Kıvılcımlı’yı “Gülünçlüğü eşeklerle paylaştırmaya” çalışan F. Fegan ve elemanlarını başka tartışma ve yazıya bırakarak, tekrar döneyim Günlük Anılar’ın yayınlanış öyküsüne:
Yazımın başında dediğim gibi bu eser 16 sayı numarasıyla yayına hazırlanmış, 2008 Ekim ayında yayınlanan diğer kitaplarla beraber matbaa aşamasına getirilmişti. Resmi işlemleri de yapılmış, Kültür Bakanlığı kaydı yapılıp, İSBN numarası bile alınmıştı. O günlerde Cenk Ağcabay ilk kitabını bize yayınlatmış, daha sonra yayınlayacağımız ikinci kitabına başlamıştı. Yayınevinde sadece kendi kitabıyla uğraşıyordu. Suat Şükrü Kundakçı ağabey de neredeyse her gün düzenli olarak gelirdi yayınevimize. Günlük Anılar kitabı üzerine sohbet ederken, Cenk kitaptaki Nazım Hikmet’le ilgili bölümdeki kişisel eleştirinin çıkarılmasının uygun olacağı fikrini ortaya attı. Suat ağabey de destekledi. Söz konusu edilen bölümde Kıvılcımlı, Nazım’ın cinsel tercihi ile ilgili, gördüğü bir olayla yorum yapıyordu. Anılar daha ilk yayınlandığı zaman da bu bölüm çok tartışılmıştı. Nazım dokunulmazdı kimilerince. Kıvılcımlı kanlı sondalı oradan oraya püskürtülse de böyle saptamalar yapmamalıydı vs. Bunlar yine konuşuldu aramızda. Tartışmaya Haşmet Atahan da katıldı. Her üçünün de eğilimi o birkaç cümlenin kitaptan çıkarılması yönündeydi. Ben direndim. Bu kitaptan da başka herhangi bir Kıvılcımlı eserinden de tek bir kelimeyi bile çıkarma hakkımızın olmadığını söyledim. Tartışılan şey kişisel bir gözlem ve ona dayalı bir yorumdu. Kıvılcımlı bu anıları yazarken sadece hafızasına dayanıyordu. Günlük Anılar’ı okuyanlar nasıl şartlarda yazıldığını da göreceklerdir. Kanser kanamaları, otel odaları, sondasını sürükleyerek o ülkeden o ülkeye atılış. Bu şartlarda içini ve kafasındakileri dökmüştü. Objektif olarak hafıza sürçmesi gösterdiği bazı şeyler olabilirdi. Nitekim Nazım Hikmetle ilgili anıların bir yerinde.

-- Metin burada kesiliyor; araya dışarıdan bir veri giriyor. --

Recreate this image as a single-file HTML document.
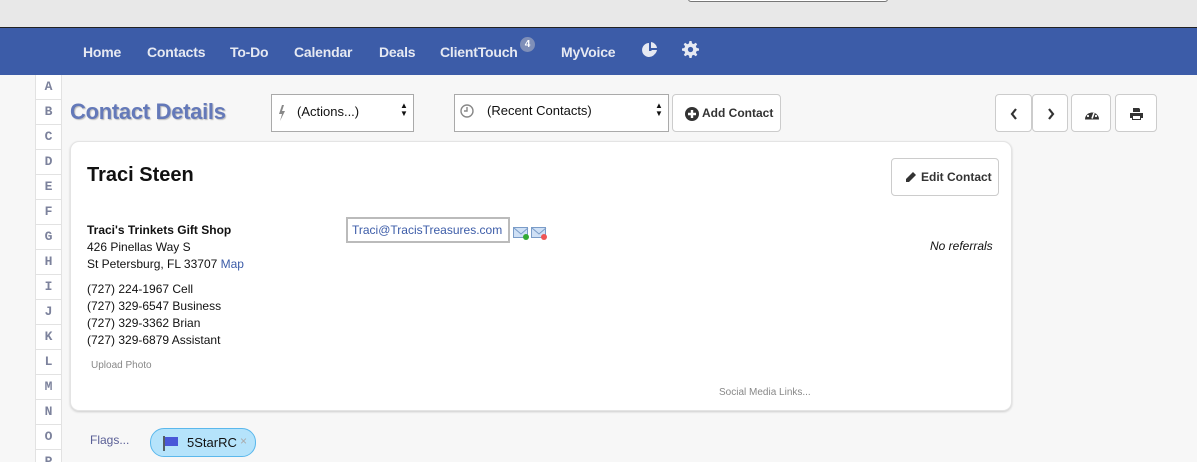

“Karar günleri, askerlikten niye ‘tard’ edildiğimiz sorulmuş. Tıbbiye’den ben ‘Komünistlik suçu’ ile kovulmuşum. Nazım’ın Bahriye’den gelen belgede: ‘Ahlaksızlığından ötürü’ kovulduğu yazılı idi. (Günlük Anılar s.312)
Başka kaynaklardan bu iddiayı araştırmış, doğru olmadığını görmüştüm. Hemen aynı sayfanın altına bir dipnot yazdım. Şöyleydi dipnot:
“Bahriye’den gelen belgede; Nazım Hikmet’in kişisel ahlak yönünden bir eksiğinin olmadığı ancak askeri terbiye ve eğitime uygun bulunmadığı yazmaktadır. (Yayınlayanın Notu)”
Cümleleri çıkarma konusunda anlaşamadık. Ben kesinlikle o şekilde bir yayına imza atmayacağımı söyledim ve kitabın basımı ertelendi. Birkaç ay sonra, Mart 2009’da ben yeniden açtım konuyu H. Atahan’a. Yine kitaptan tek bir kelime çıkarma hakkımızın olmadığını, ayrıca daha önce basılmış olan bir metinden çıkarmalar yapmanın da yayınevinin güvenilirliğini sarsacağını söyledim. Kabul etti ve kelimesine dokunmadan bastık Günlük Anılar’ı. Yine çok yoğun, çok hareketli, yorucu ama tartışmalı da olsa verimli ve keyifli bir yıl vardı önümüzde 2009 yılı.